I just want the confidence of a kohl’s cashier asking people if they’d like to save 35% off their total purchase by opening a kohl’s charge when said total is only $3.25…….
If they tweet about you, establish dominance by retweeting them.
Sorry I ate your baby but you shouldn’t have wrapped it like a burrito.
The neighborhood is having a meeting tonight about the creepy guy & I’m the only one not invited. Weird.
me: are you cool?
my armpit: good to go
me: you sure? not itchy?
my armpit: oh come on, I’m fine
me: promise me
my armpit: dude I promise
me:
my armpit:
me: ok *puts on long sleeve shirt, coat, scarf, and starts driving*
my armpit: you’re not gonna believe this
I’m not saying I want a divorce, it’s just that sometimes 50% custody sounds pretty appealing.
Losing my mind over the idea that pigeons existed before cities. Like can you imagine pigeons just hanging out in a forest? Eating bugs instead of gutter bagels? I personally just don’t buy it.
Not to brag, but my father bit someone’s ear off long before Mike Tyson made it cool.
I’ve never seen Les Misérables, but it looks like a cool movie about people who sing while working at Urban Outfitters.

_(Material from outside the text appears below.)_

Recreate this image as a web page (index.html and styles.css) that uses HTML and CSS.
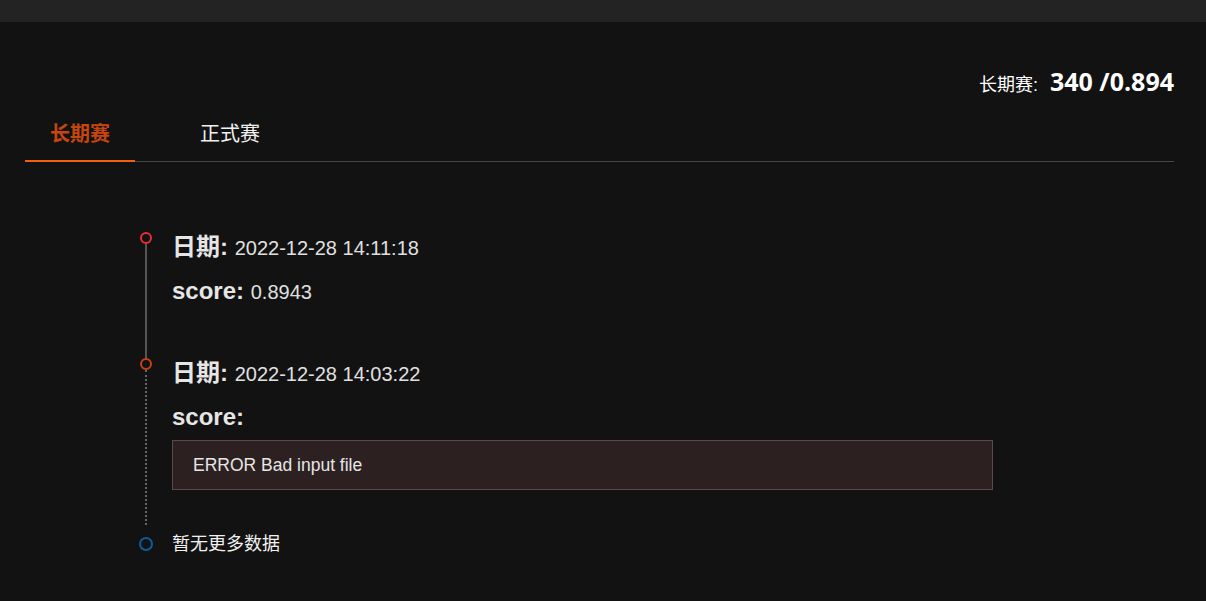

My husband and I are celebrating our “porcelain” anniversary in a few days. Sounds like someone is getting a new toilet this year.
The only way I’d be invited to a dinner party is to be hunted by rich people for sport.
*getting ready for bed*
Me: Oh did you lock the front door?
Burglar: I’ll go check it
Me: Thanks hon
Wife:
Cucumber is 95% water and 100% not donut.
I’ll burn that bridge when I get there.